A Ferney, 27 d’Octobre 1777.
Je vous écris n’en pouvant plus, mon très cher et très grand philosophe. M. de Bitaubé l’Homérique (1) est venu à Ferney, comme Ulysse alla voir les ombres dans l’Odyssée ; je n’ai jamais été si ombre qu’à présent. A peine ai-je eu la force de m’entretenir avec M. de Bitaubé de ce qui s’est passé autrefois à Troie. Je suis encore plus étranger à tout ce qui se fait aujourd’hui à Paris. J’entre passionnément dans vos vues sur le panégyriste très raisonnable de Pascal. Je ne me flatte pas de les seconder ; mais je crois que nous n’avons de salut à espérer qu’en ayant pour notre confrère cet homme supérieur, que je ne compare qu’à vous.

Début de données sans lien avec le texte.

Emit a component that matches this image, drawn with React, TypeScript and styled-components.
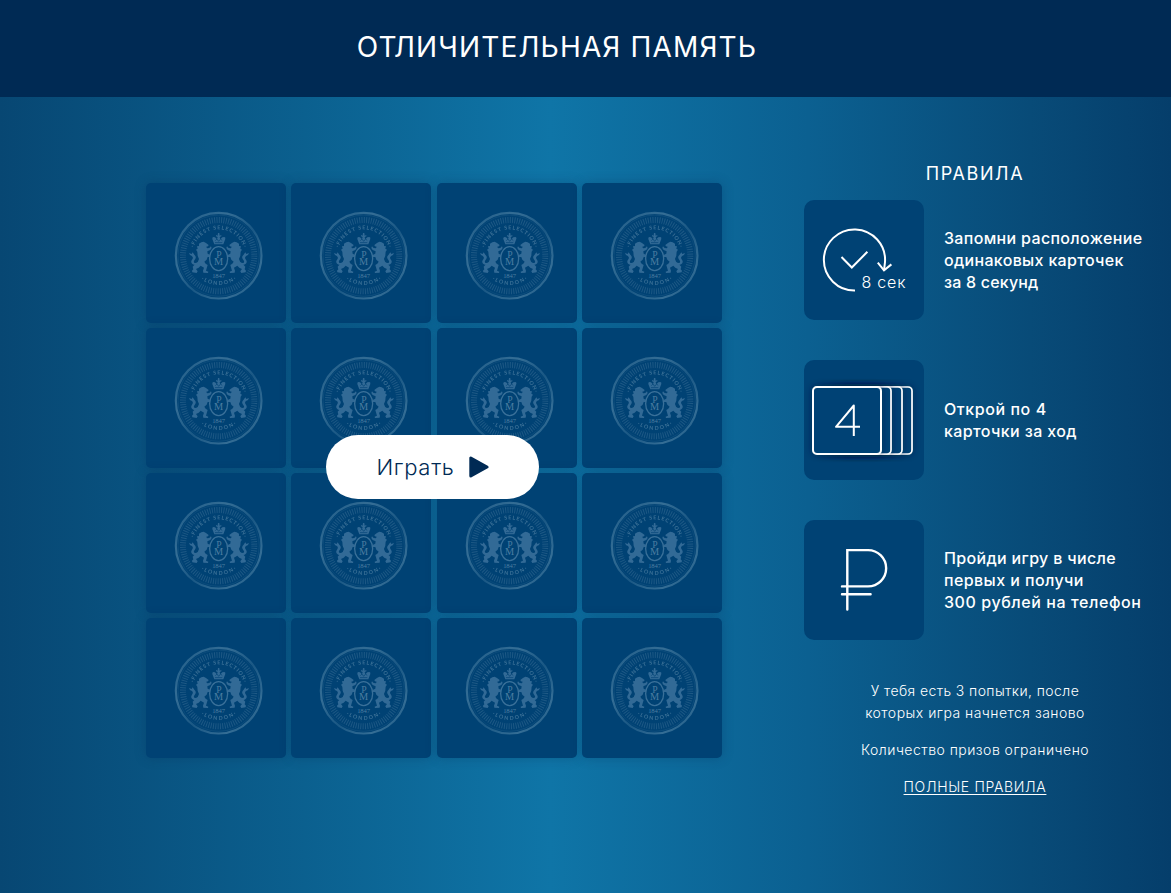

Quoiqu’il ne soit pas rare que les gens de lettres oublient leurs amis, cependant il est assez étonnant que le martyr du Châtelet (2) ait si fort oublié des gens qui ne l’ont pas mal reçu, et qui se sont empressés de le servir.
Je vous embrasse de bien loin, mon cher ami. Je ne compte plus vous embrasser de près. Ma vie n’aura été qu’une longue mort.
1 – Traducteur d’Homère, né à Berlin d’une famille de réfugiés français. (G.A.)